- WORK INSTRUCTIONS -
Copy out the listing in full, exactly as written, but not its pictures.

===== COLLECTED MATERIAL =====

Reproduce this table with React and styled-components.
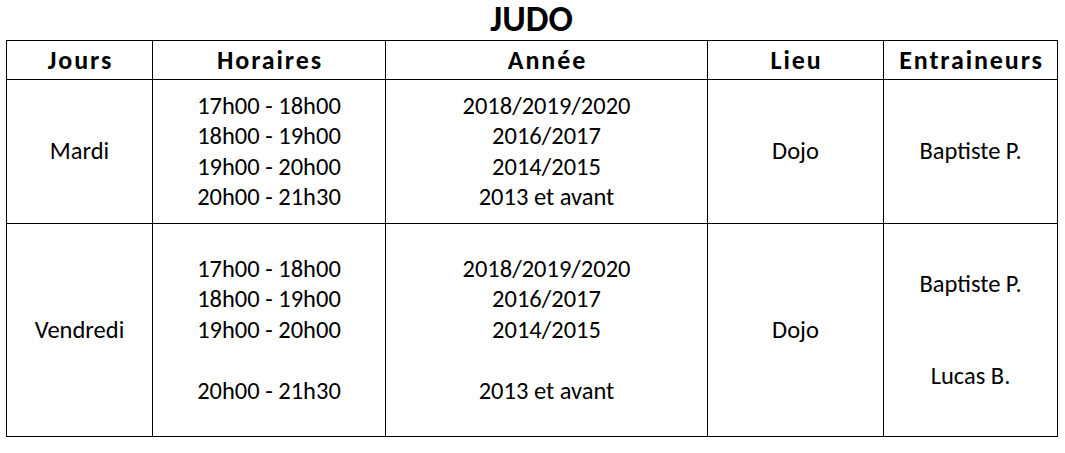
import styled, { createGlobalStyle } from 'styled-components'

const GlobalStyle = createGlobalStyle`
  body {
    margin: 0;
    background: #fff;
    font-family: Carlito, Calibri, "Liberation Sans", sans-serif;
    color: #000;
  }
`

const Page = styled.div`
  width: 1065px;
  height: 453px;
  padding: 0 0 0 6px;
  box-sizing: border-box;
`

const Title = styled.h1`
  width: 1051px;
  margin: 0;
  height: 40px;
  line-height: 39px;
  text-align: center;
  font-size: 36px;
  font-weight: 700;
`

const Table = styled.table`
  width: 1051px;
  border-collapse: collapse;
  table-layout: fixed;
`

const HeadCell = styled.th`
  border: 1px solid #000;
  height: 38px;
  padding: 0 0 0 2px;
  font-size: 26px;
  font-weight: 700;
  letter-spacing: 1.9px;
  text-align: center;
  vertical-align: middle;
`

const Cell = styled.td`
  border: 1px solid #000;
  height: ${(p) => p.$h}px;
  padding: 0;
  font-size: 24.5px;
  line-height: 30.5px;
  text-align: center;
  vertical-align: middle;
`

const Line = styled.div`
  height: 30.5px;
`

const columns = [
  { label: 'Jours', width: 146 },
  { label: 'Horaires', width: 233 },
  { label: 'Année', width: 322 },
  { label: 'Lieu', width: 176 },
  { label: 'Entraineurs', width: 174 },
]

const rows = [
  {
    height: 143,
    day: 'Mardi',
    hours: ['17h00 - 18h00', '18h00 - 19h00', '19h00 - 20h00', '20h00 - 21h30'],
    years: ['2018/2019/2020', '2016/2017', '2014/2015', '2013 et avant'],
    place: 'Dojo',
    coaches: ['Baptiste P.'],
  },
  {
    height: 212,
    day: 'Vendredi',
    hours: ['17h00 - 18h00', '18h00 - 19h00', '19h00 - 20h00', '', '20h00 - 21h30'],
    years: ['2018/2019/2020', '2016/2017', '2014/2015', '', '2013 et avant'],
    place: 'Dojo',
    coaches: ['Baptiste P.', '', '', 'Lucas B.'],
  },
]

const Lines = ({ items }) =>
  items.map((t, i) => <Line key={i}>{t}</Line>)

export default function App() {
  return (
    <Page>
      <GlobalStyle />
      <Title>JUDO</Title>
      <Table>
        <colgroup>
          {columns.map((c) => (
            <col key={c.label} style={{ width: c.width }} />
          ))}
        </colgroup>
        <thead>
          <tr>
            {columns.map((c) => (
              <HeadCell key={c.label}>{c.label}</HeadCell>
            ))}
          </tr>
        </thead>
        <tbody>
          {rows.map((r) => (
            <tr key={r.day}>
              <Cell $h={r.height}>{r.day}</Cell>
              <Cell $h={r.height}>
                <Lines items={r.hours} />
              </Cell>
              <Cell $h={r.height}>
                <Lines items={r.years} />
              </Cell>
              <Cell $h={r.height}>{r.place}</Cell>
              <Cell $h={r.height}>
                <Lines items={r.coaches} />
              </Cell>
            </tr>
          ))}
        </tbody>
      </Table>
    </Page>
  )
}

=====

- WRITTEN SOLUTION -
Reproduce this table with React and styled-components.
import styled, { createGlobalStyle } from 'styled-components'

const GlobalStyle = createGlobalStyle`
  body {
    margin: 0;
    background: #fff;
    font-family: Carlito, Calibri, "Liberation Sans", sans-serif;
    color: #000;
  }
`

const Page = styled.div`
  width: 1065px;
  height: 453px;
  padding: 0 0 0 6px;
  box-sizing: border-box;
`

const Title = styled.h1`
  width: 1051px;
  margin: 0;
  height: 40px;
  line-height: 39px;
  text-align: center;
  font-size: 36px;
  font-weight: 700;
`

const Table = styled.table`
  width: 1051px;
  border-collapse: collapse;
  table-layout: fixed;
`

const HeadCell = styled.th`
  border: 1px solid #000;
  height: 38px;
  padding: 0 0 0 2px;
  font-size: 26px;
  font-weight: 700;
  letter-spacing: 1.9px;
  text-align: center;
  vertical-align: middle;
`

const Cell = styled.td`
  border: 1px solid #000;
  height: ${(p) => p.$h}px;
  padding: 0;
  font-size: 24.5px;
  line-height: 30.5px;
  text-align: center;
  vertical-align: middle;
`

const Line = styled.div`
  height: 30.5px;
`

const columns = [
  { label: 'Jours', width: 146 },
  { label: 'Horaires', width: 233 },
  { label: 'Année', width: 322 },
  { label: 'Lieu', width: 176 },
  { label: 'Entraineurs', width: 174 },
]

const rows = [
  {
    height: 143,
    day: 'Mardi',
    hours: ['17h00 - 18h00', '18h00 - 19h00', '19h00 - 20h00', '20h00 - 21h30'],
    years: ['2018/2019/2020', '2016/2017', '2014/2015', '2013 et avant'],
    place: 'Dojo',
    coaches: ['Baptiste P.'],
  },
  {
    height: 212,
    day: 'Vendredi',
    hours: ['17h00 - 18h00', '18h00 - 19h00', '19h00 - 20h00', '', '20h00 - 21h30'],
    years: ['2018/2019/2020', '2016/2017', '2014/2015', '', '2013 et avant'],
    place: 'Dojo',
    coaches: ['Baptiste P.', '', '', 'Lucas B.'],
  },
]

const Lines = ({ items }) =>
  items.map((t, i) => <Line key={i}>{t}</Line>)

export default function App() {
  return (
    <Page>
      <GlobalStyle />
      <Title>JUDO</Title>
      <Table>
        <colgroup>
          {columns.map((c) => (
            <col key={c.label} style={{ width: c.width }} />
          ))}
        </colgroup>
        <thead>
          <tr>
            {columns.map((c) => (
              <HeadCell key={c.label}>{c.label}</HeadCell>
            ))}
          </tr>
        </thead>
        <tbody>
          {rows.map((r) => (
            <tr key={r.day}>
              <Cell $h={r.height}>{r.day}</Cell>
              <Cell $h={r.height}>
                <Lines items={r.hours} />
              </Cell>
              <Cell $h={r.height}>
                <Lines items={r.years} />
              </Cell>
              <Cell $h={r.height}>{r.place}</Cell>
              <Cell $h={r.height}>
                <Lines items={r.coaches} />
              </Cell>
            </tr>
          ))}
        </tbody>
      </Table>
    </Page>
  )
}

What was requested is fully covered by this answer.